Legal developments

Required amendments to Saudi-incorporated companies’ articles of association

After a one-year grace period, companies established in Saudi Arabia are now required to amend their articles of association (AOA) or bylaws (as appropriate) in order to come into compliance with the new Companies Law (CL), which came into force in May 2016.

Some of these changes include, for example, reductions in the statutory reserve requirements, the dissolution process resulting from losses, fixing the par value of shares, and general assembly meeting and board requirements, as well as correcting cross references to specific articles in the CL.

In order to avoid potential repercussions in the future, companies should not delay in amending their constitutional documents to come into compliance with the CL.

90-day amnesty period for illegal workers

The Saudi Arabian Passport Department announced a 90-day amnesty period for persons living in Saudi Arabia in violation of residency and employment laws to correct their status without any fines or penalties, beginning on 29 March 2017.

In addition, illegal and undocumented workers will be exempt from the deportee fingerprint system (which previously prevented them re-entering the country) and will be able to return to Saudi Arabia by pursuing legal methods of gaining entry.

Arab News – 20 March 2017; 21 March 2017

Allowing expatriates to practise business without Saudi sponsors 

New procedures are being studied to license expatriates to invest in free trade areas without the need to have a Saudi sponsor, partly in order to combat the practice of tasattur (doing business in the name of a Saudi to avoid foreign investment restrictions).

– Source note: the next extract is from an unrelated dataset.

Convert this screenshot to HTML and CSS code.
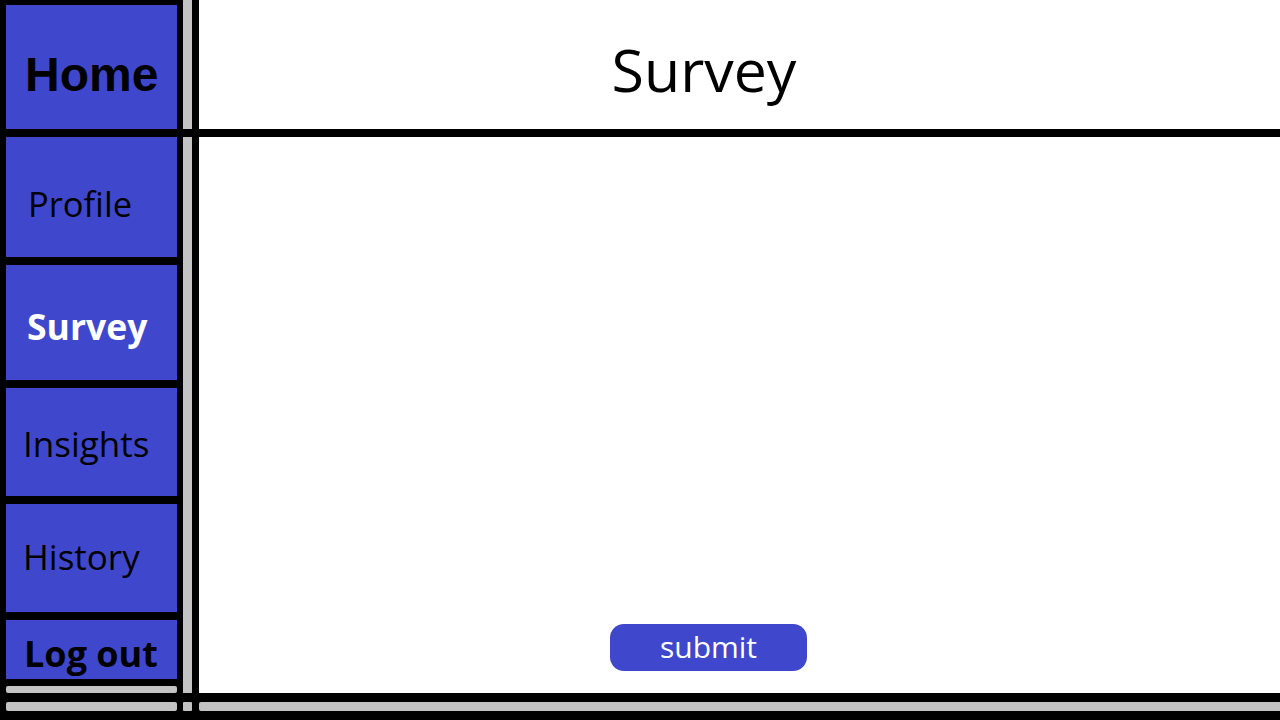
FILE: index.html
```html
<!DOCTYPE html>
<html lang="en">
<head>
<meta charset="utf-8">
<title>Survey</title>
<link rel="stylesheet" href="styles.css">
</head>
<body>
<div class="app">
  <nav class="sidebar">
    <a class="nav-item nav-home">Home</a>
    <a class="nav-item nav-profile">Profile</a>
    <a class="nav-item nav-survey">Survey</a>
    <a class="nav-item nav-insights">Insights</a>
    <a class="nav-item nav-history">History</a>
    <a class="nav-item nav-logout">Log out</a>
    <div class="sidebar-bars">
      <div class="bar bar-thin"></div>
      <div class="bar"></div>
    </div>
  </nav>
  <div class="content">
    <div class="row row-header">
      <div class="rail"></div>
      <header class="title-cell"><h1 class="title">Survey</h1></header>
    </div>
    <div class="row row-main">
      <div class="rail"></div>
      <main class="main-cell">
        <button class="submit" type="button">submit</button>
      </main>
    </div>
    <div class="row row-footer">
      <div class="rail"></div>
      <div class="footer-bar"></div>
    </div>
  </div>
</div>
</body>
</html>
```

FILE: styles.css
```css
html, body {
  margin: 0;
  padding: 0;
  background: #000;
}

.app {
  display: flex;
  width: 1280px;
  height: 720px;
  background: #000;
  font-family: "Open Sans", "Noto Sans", sans-serif;
  overflow: hidden;
}

/* Sidebar */
.sidebar {
  width: 171px;
  flex: none;
  padding: 5px 6px 9px 6px;
  display: flex;
  flex-direction: column;
  gap: 8px;
}

.nav-item {
  background: #3f48cc;
  color: #000;
  display: flex;
  align-items: center;
  font-size: 34px;
  line-height: 1;
  box-sizing: border-box;
  white-space: nowrap;
}

.nav-home {
  height: 124px;
  font-family: "Liberation Sans", Arial, sans-serif;
  font-weight: 700;
  font-size: 48px;
  padding: 15px 0 0 19px;
}

.nav-profile {
  height: 120px;
  font-size: 34.5px;
  padding: 14px 0 0 22px;
}

.nav-survey {
  height: 115px;
  color: #fff;
  font-weight: 700;
  font-size: 35.5px;
  padding: 9px 0 0 21px;
}

.nav-insights {
  height: 108px;
  font-size: 35px;
  padding: 2px 0 0 17px;
}

.nav-history {
  height: 108px;
  font-size: 35px;
  padding: 0 0 3px 17px;
}

.nav-logout {
  height: 59px;
  font-weight: 700;
  font-size: 36px;
  padding: 8px 0 0 18px;
}

.sidebar-bars {
  display: flex;
  flex-direction: column;
  gap: 9px;
  margin-top: -1px;
}

.bar {
  height: 9px;
  background: #c3c3c3;
  border-radius: 2px;
}

.bar-thin {
  height: 7px;
}

/* Content area */
.content {
  flex: 1;
  display: flex;
  flex-direction: column;
  padding-bottom: 9px;
}

.row {
  display: flex;
  gap: 7px;
}

.row-header {
  height: 129px;
  margin-bottom: 8px;
}

.row-main {
  height: 556px;
  margin-bottom: 9px;
}

.row-footer {
  height: 9px;
}

.rail {
  width: 9px;
  flex: none;
  background: #c3c3c3;
}

.row-footer .rail {
  border-radius: 1px;
}

.title-cell {
  flex: 1;
  background: #fff;
  display: flex;
  align-items: center;
  justify-content: center;
  padding: 10px 71px 0 0;
}

.title {
  margin: 0;
  font-weight: 400;
  font-size: 59px;
  line-height: 1;
  color: #000;
}

.main-cell {
  flex: 1;
  background: #fff;
  display: flex;
  flex-direction: column;
  justify-content: flex-end;
  align-items: flex-start;
}

.submit {
  margin: 0 0 22px 411px;
  width: 197px;
  height: 47px;
  border: none;
  border-radius: 14px;
  background: #3f48cc;
  color: #fff;
  font-family: "Open Sans", "Noto Sans", sans-serif;
  font-size: 30px;
  line-height: 1;
  padding: 0 0 2px 0;
}

.footer-bar {
  flex: 1;
  background: #c3c3c3;
  border-radius: 2px 0 0 2px;
}
```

The study proposes applying two types of taxes on expatriates participating in this programme. The first type of tax will be assessed on the accounts the expatriates may present including revenues, expenditures, and profits. The second type of tax will be assessed on the estimated profits in the event that no dividends are announced. This will depend on the area of practice; the tax will be fixed at 15 per cent for the contracting sector and around 25 per cent on consultancy services.